→ **Directions for this task**: Using the listing below, report all lines holding the word "with".

→ **Provided material**:
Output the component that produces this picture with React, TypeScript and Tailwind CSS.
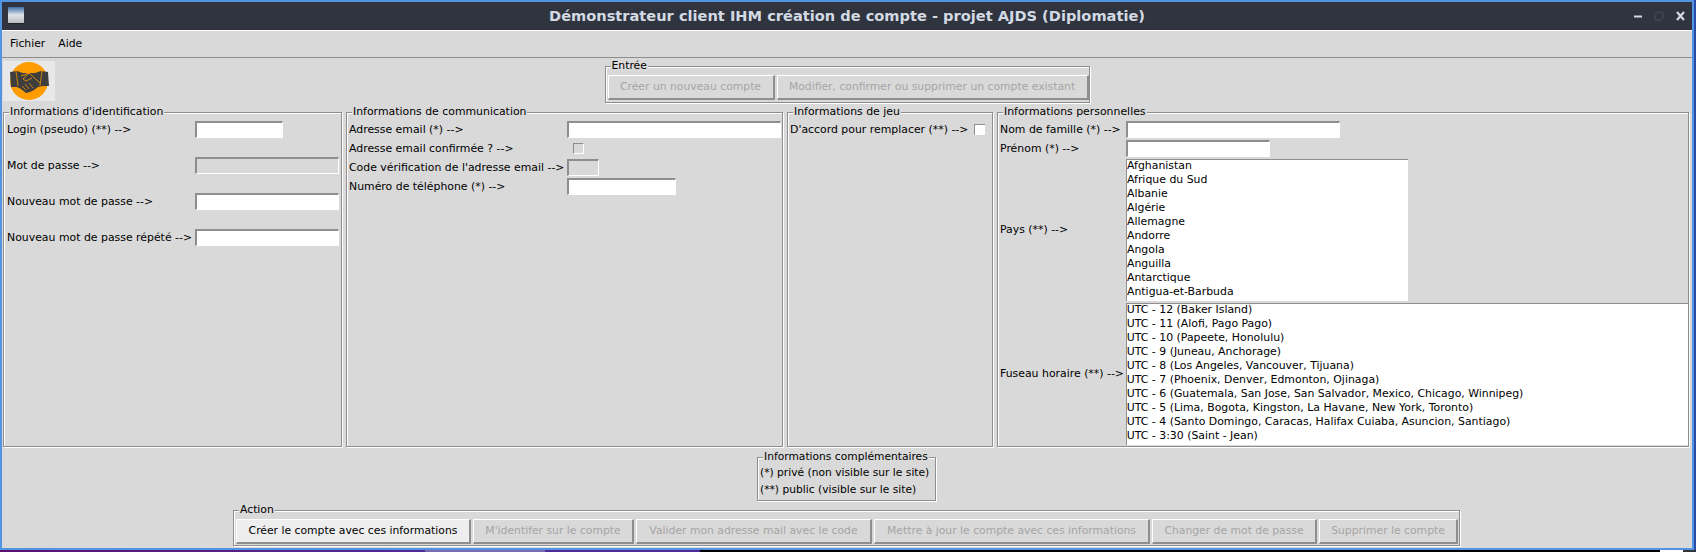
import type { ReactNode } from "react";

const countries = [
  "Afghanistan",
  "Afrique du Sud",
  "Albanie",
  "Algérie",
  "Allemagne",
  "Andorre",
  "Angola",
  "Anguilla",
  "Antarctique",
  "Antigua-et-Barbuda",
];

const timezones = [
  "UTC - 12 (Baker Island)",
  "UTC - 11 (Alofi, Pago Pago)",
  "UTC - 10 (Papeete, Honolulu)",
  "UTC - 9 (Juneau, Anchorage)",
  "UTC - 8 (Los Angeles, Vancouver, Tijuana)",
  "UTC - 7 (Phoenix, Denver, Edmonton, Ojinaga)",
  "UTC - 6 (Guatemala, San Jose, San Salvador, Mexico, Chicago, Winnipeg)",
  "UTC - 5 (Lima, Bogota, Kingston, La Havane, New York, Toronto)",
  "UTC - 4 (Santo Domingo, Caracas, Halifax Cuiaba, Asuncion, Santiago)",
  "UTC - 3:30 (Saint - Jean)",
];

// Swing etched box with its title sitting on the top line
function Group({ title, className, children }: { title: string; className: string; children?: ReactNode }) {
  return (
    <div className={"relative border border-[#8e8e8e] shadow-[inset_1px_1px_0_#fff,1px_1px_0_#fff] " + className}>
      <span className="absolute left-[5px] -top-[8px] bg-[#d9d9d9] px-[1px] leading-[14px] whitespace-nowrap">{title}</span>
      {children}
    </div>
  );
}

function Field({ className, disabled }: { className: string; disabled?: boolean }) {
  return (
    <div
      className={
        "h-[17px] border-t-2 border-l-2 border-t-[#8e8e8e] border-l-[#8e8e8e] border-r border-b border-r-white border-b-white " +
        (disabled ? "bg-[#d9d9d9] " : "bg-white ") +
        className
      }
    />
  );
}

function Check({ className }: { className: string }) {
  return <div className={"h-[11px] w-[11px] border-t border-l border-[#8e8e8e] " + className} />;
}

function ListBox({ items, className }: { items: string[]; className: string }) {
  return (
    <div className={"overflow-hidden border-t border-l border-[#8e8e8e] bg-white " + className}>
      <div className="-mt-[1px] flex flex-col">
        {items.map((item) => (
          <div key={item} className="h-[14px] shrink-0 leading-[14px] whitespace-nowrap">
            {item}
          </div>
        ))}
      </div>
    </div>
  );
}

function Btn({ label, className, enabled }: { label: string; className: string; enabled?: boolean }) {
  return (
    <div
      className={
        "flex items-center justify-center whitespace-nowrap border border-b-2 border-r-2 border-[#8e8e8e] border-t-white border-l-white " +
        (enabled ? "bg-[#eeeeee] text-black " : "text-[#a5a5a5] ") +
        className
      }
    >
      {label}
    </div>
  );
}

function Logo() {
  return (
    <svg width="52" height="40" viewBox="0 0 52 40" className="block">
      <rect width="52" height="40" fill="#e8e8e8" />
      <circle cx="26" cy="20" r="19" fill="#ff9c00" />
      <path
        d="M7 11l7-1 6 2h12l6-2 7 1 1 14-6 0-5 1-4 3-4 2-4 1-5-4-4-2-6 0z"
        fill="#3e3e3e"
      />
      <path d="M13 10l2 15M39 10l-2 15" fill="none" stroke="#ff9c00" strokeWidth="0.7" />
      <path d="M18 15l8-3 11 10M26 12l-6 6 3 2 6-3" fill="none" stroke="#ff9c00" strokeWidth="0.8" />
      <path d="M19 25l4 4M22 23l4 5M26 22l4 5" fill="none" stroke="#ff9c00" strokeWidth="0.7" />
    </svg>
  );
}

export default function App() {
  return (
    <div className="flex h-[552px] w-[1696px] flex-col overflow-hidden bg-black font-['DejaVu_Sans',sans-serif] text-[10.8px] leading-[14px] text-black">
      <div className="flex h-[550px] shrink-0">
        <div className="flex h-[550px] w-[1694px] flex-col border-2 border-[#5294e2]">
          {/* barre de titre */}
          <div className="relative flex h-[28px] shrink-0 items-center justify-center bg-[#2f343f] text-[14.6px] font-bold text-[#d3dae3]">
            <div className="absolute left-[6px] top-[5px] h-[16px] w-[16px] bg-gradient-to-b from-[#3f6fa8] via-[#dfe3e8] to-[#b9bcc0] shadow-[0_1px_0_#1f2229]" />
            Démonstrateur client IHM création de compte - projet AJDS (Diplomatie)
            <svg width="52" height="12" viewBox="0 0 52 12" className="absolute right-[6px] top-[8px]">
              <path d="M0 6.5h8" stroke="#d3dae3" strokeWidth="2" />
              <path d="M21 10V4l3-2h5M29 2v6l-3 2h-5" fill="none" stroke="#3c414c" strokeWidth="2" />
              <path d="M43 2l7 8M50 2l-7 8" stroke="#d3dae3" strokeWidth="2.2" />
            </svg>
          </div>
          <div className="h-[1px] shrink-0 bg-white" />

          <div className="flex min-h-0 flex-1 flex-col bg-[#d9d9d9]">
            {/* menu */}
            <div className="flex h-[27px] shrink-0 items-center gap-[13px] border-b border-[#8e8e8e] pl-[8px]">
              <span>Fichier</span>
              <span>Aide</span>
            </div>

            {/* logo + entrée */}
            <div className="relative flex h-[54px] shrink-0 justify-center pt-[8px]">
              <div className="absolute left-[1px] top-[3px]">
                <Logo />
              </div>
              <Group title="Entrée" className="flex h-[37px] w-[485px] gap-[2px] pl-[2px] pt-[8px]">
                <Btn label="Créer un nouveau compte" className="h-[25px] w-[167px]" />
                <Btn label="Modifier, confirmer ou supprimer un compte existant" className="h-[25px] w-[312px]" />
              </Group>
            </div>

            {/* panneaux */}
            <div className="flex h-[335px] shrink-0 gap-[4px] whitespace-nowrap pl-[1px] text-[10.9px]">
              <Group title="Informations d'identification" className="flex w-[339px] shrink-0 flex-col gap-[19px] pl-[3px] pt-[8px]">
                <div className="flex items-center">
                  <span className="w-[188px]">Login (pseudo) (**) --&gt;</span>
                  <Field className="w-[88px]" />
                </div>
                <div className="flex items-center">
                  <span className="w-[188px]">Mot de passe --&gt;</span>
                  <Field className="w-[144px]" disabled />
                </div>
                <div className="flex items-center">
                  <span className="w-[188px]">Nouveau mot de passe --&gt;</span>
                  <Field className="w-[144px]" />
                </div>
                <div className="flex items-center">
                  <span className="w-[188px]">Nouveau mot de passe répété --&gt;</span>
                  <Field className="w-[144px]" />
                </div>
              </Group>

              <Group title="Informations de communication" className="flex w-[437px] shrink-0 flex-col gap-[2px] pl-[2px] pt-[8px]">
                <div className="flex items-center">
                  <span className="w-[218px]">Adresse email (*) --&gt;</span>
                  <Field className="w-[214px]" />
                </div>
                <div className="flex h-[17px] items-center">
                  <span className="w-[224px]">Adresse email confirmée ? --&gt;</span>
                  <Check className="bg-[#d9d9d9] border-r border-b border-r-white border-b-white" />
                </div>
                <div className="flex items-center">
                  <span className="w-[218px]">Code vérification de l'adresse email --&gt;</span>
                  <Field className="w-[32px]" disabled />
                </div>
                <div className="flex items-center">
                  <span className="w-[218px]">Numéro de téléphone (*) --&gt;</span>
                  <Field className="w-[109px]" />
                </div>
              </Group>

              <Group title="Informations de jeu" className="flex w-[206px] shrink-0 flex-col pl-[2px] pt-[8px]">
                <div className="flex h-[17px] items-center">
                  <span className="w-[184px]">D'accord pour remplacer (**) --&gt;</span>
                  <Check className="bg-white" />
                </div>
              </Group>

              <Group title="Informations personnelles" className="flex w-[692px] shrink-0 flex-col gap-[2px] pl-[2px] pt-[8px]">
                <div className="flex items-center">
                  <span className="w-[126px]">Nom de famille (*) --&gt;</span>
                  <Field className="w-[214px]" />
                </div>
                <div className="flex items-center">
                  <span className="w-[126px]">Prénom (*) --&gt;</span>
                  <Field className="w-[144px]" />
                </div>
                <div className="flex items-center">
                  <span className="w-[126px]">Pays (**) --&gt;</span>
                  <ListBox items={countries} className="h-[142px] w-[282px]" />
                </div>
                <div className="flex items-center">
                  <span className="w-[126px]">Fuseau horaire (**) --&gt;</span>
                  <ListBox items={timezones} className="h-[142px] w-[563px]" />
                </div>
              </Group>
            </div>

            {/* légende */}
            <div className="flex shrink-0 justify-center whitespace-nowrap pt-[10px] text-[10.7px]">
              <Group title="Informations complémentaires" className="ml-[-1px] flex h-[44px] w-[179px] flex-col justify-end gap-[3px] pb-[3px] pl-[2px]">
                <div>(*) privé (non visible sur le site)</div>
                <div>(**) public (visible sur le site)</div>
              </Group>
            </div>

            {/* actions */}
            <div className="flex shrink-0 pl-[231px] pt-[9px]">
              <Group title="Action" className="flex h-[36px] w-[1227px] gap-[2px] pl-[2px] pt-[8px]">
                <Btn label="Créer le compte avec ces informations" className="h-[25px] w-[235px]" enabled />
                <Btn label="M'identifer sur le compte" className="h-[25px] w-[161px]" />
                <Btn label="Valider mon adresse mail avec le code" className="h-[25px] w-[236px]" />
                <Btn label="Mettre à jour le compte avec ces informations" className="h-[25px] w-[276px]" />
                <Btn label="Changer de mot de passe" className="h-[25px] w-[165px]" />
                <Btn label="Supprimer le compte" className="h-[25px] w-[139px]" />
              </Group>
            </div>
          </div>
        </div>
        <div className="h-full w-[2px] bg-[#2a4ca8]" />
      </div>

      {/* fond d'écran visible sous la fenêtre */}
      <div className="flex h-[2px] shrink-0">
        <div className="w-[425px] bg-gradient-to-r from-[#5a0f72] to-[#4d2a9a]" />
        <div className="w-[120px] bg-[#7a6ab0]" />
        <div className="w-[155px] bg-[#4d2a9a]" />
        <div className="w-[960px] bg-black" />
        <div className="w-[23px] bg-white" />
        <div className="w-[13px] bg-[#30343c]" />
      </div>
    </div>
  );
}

→ **Problem solution**:
Output the component that produces this picture with React, TypeScript and Tailwind CSS.
// Swing etched box with its title sitting on the top line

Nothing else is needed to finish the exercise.